Popa Paul also knows what you like; lots of monstergirls, even compared to White Plume Mountain, with the Justicar and Escalla finally settling their sexual tension and resolving to get married once they kill Lolth (and many lulzy jokes about her being grumpy about having to use up their potions of giant size on actual adventure rather than the honeymoon), Henry turning out to not be too afraid of being called furry to chase after his heart in matters of winged half-lion women, and Morag joining the team very reluctantly during and after the climax to pay off her dream home with her incubus lover.
It also incorporates all kinds of stuff from the module, as is tradition, when the gang finally infiltrates the Abyss to do her in for keeps, including a giant mechanical spider in the third act, the confusing layout of the Demonweb Pits, and a stopover in another world through a portal so the party can rest and get their spells back, briefly interrupted by a fight with a bunch of vampires. Also, before the positive section ends, let there be no bones about it: unlike most such novels, which are worried about disrupting the status quo too much, the party no-bullshit, no-backsies, and no-fakeouts outright kills Lolth for keeps, which while destined to be undone or ignored was a ballsy move. (While it also arguably falls into the opposite extreme, where NPCs cooler than you do all the work, the novel's conceit and the modules' age both take the sting out of it, since in context it's supposed to represent a party like yours doing the dirty work.)
Unfortunately, it's not perfect either. Unlike prior novels, where things started kind of slow and picked up in a hurry once the actual module got underway, here things actually slow down and become less interesting once they get to the titular Demonweb Pits. While the module is well-known for design issues, Kidd seemingly resolved this by literally having Morag give the party a map, supplies, and advice for getting through it. She even helpfully killed the master vampire on Nightworld in advance for them. The one time the rest of the party revolts against the Justicar's speedrunning strats and opens a random door to try to adventure, they get caught in that asshole "magnetic walls and bugbears with wooden weapons storm out to beat you up" trap, as if to illustrate why Kidd is barely bothering to adapt the module beyond the bare essentials.
Also, while Escalla has a few good moments, and is never at her worst, she's rarely at her best either, and the entire climax largely boils down to her stopping time for a bit so she can resolve everything on her own with minimal help from the rest of the group.

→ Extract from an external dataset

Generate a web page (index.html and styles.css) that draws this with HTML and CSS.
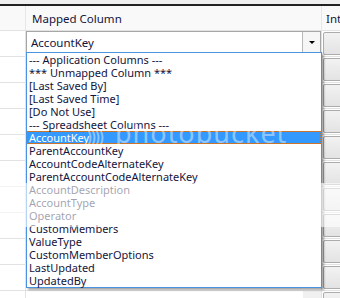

And the resolution to both miniboss fights is lackluster, Escalla's being settled in extremely perfunctory fashion and the Justicar's final emotional resolution with his old teacher lacking emotional nuance, even if it's got some badass imagery. Hell, the simple fact that said teacher is written very poorly before his death, as a one-note vainglorious asshole, and the Justicar realizing he was always a one-note vainglorious asshole as a resolution to his personal emotional turmoil, are both deeply-unsatisfying exceptions to Kidd's usual skill with characterization.
Oh, and while Lolth gives a good account of herself in the final battle, she goes down pretty easily considering she's a literal goddess, though this at least is consistent with the module, where Lolth is a pretty bitch-ass god. (Only 66 hitpoints! First edition hitpoints no less!)
The party also gets out of a ridiculous number of dangerous situations by just having everyone but one party member pile into a portable hole while said party member swims/turns invisible/flies/etc. out of or past trouble. It works alright the first two times, when half the party is half-dead and dying of illness, and first the Justicar has to swim out of danger, using it as a makeshift aqualung, and when Henry is literally the only able-bodied non-badger party member and needs to come into his own as a man, but by the time they literally kill Lolth with it (in an admittedly badass scene that'd work great if not for that item's prior overuse), you'd think the DM'd've asked them to cut that shit out before he throws a disenchanter their way!
And there's a lot of Star Wars references. Like, a bizarre number. None of them are quite as unsubtle as the villain in White Plume Mountain literally shouting "I'll get you Justicar! And your little dog too!" during the climactic pre-boss fight, but still. It gets weird after a while.
Finally... Look. Kidd's work has always been strongly anti-religion, and that's fine. Man's entitled to his opinions. Justicar has always been a misotheistic character, and that works given his anti-authority streak and trauma in the Greyhawk Wars. Escalla being a misotheist because she's a fairy is just fair enough. But this is the point where it gets out of hand, with entire conversations devoted to how much the D&D afterlife sucks, how there's no such thing as a "good" god and even the "good" ones abuse and enslave their followers in the afterlife as egos run amok, with every worshipper being a deluded pawn for whose well-being they care nothing, and so on. The finale isn't even them killing Lolth, but having to battle Thoth and the population of the Egyptian afterlife to free Enid from miserable eternal slavery as a drudge in one of his libraries, since their forces inexplicably refused to let a devout adventurer get raised for no reason! It's unnecessary, and crosses the line from characters espousing views to the author using them as mouthpieces. And again, while there's nothing wrong with atheism (and while the concepts the D&D afterlife uses are certainly not above criticism), literally being the last thing you'll read in the novel is a bit much.
But, overall, while flawed, it's still a cracking good read, and a good finale to all the characters' roads. There's also a buncha smart running gags I won't spoil that pay off well, and hell, Morag's character arc has got a brutally funny joke at Escalla's expense in the middle of the final boss fight.